Hence the essays collected in this volume represent an attempt to revive what I view to be the spirit of the institutionalist economics of Thorstein Veblen, John R. Commons, and Wesley Clair Mitchell. Their project was to confront and disarm the mechanistic structure of economics that had been blithely appropriated from the physicists of the nineteenth century and turned into an orthodoxy of “scientific economics.” The major theme that resonated among their otherwise disparate writings was that they were all united “against mechanism.” Their project faltered because it failed to take into
account the actual structure and practices of physics, and because it ultimately misunderstood the dangers of trying to appropriate the legitimacy of science, as I argue in Chapter 7 below.
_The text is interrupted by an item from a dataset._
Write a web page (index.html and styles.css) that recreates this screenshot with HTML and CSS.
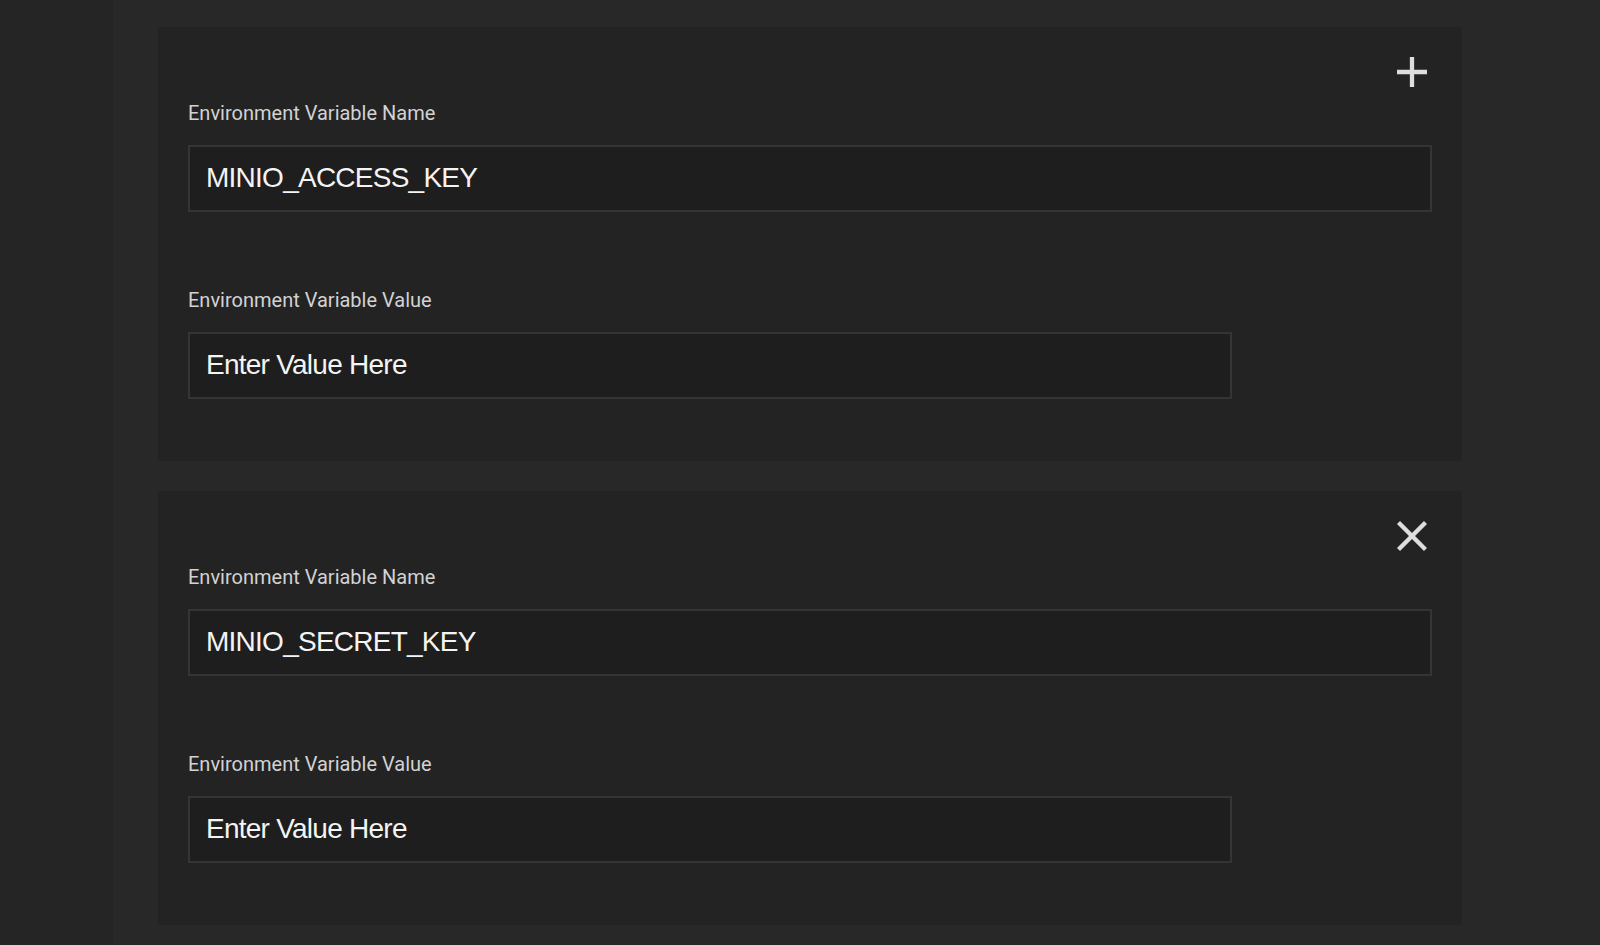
FILE: index.html
```html
<!DOCTYPE html>
<html lang="en">
<head>
<meta charset="utf-8">
<title>Environment Variables</title>
<link rel="stylesheet" href="styles.css">
</head>
<body>
<div class="layout">
  <aside class="sidebar"></aside>
  <main class="main">
    <section class="card">
      <div class="card-head">
        <button class="icon-btn" aria-label="Add">
          <svg viewBox="5 5 14 14" width="30" height="30"><path d="M19 13h-6v6h-2v-6H5v-2h6V5h2v6h6v2z"/></svg>
        </button>
      </div>
      <label class="field">
        <span class="label">Environment Variable Name</span>
        <input class="input input-wide" type="text" value="MINIO_ACCESS_KEY">
      </label>
      <label class="field field-value">
        <span class="label">Environment Variable Value</span>
        <input class="input input-narrow" type="text" placeholder="Enter Value Here">
      </label>
    </section>
    <section class="card">
      <div class="card-head">
        <button class="icon-btn" aria-label="Remove">
          <svg viewBox="5 5 14 14" width="30" height="30"><path d="M19 6.41L17.59 5 12 10.59 6.41 5 5 6.41 10.59 12 5 17.59 6.41 19 12 13.41 17.59 19 19 17.59 13.41 12z"/></svg>
        </button>
      </div>
      <label class="field">
        <span class="label">Environment Variable Name</span>
        <input class="input input-wide" type="text" value="MINIO_SECRET_KEY">
      </label>
      <label class="field field-value">
        <span class="label">Environment Variable Value</span>
        <input class="input input-narrow" type="text" placeholder="Enter Value Here">
      </label>
    </section>
  </main>
</div>
</body>
</html>
```
FILE: styles.css
```css
html, body {
  margin: 0;
  padding: 0;
  height: 100%;
  background: #282828;
}
body {
  font-family: Roboto, "Liberation Sans", sans-serif;
  overflow: hidden;
}
.layout {
  display: flex;
  min-height: 945px;
}
.sidebar {
  width: 113px;
  flex: 0 0 113px;
  background: #252525;
}
.main {
  flex: 1;
  display: flex;
  flex-direction: column;
  gap: 30px;
  padding: 27px 0 0 45px;
}
.card {
  width: 1304px;
  box-sizing: border-box;
  background: #232323;
  padding: 30px 30px 62px 30px;
  display: flex;
  flex-direction: column;
}
.card-head {
  display: flex;
  justify-content: flex-end;
  height: 30px;
  margin-bottom: 14px;
}
.icon-btn {
  width: 30px;
  height: 30px;
  margin: 0 5px 0 0;
  padding: 0;
  border: 0;
  background: transparent;
  display: flex;
  cursor: pointer;
}
.icon-btn svg {
  display: block;
  fill: #dedede;
}
.field {
  display: flex;
  flex-direction: column;
  gap: 20px;
}
.field-value {
  margin-top: 76px;
}
.label {
  font-size: 20px;
  line-height: 24px;
  color: #d2d2d2;
}
.input {
  box-sizing: border-box;
  height: 67px;
  border: 2px solid #353535;
  background: #1e1e1e;
  color: #f4f4f4;
  font-family: "Liberation Sans", Arial, sans-serif;
  font-size: 28px;
  letter-spacing: -0.75px;
  padding: 0 16px 2px 16px;
  outline: none;
  border-radius: 0;
}
.input::placeholder {
  color: #f4f4f4;
  opacity: 1;
}
.input-wide {
  width: 1244px;
}
.input-narrow {
  width: 1044px;
}
```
Contrary to popular preconceptions, I shall claim that economics needs protection from science, and especially from scientists such as Richard Feynman, or any other physicist who thinks he knows just what is needed for economists to clean up their act. Economics needs protection from the scientists in its midst, the Paul Samuelsons and the Tjalling Koopmans and all the others who took their training in the physical sciences and parlayed it into easy victories among their less technically inclined colleagues. And worst of all, economics needs protection from itself. For years economics has
enjoyed an impression of superiority over all the other “social sciences” in rigor, precision, and technical expertise. The reason it has been able to assume this mantle is that economics has consistently striven to be the nearest thing to social physics in the constellation of human knowledge. There are many rewards and pressures tied to being the paradigm of social physics in Western culture, and it would be foolish to think that the economics profession could be weaned from them rapidly or effortlessly.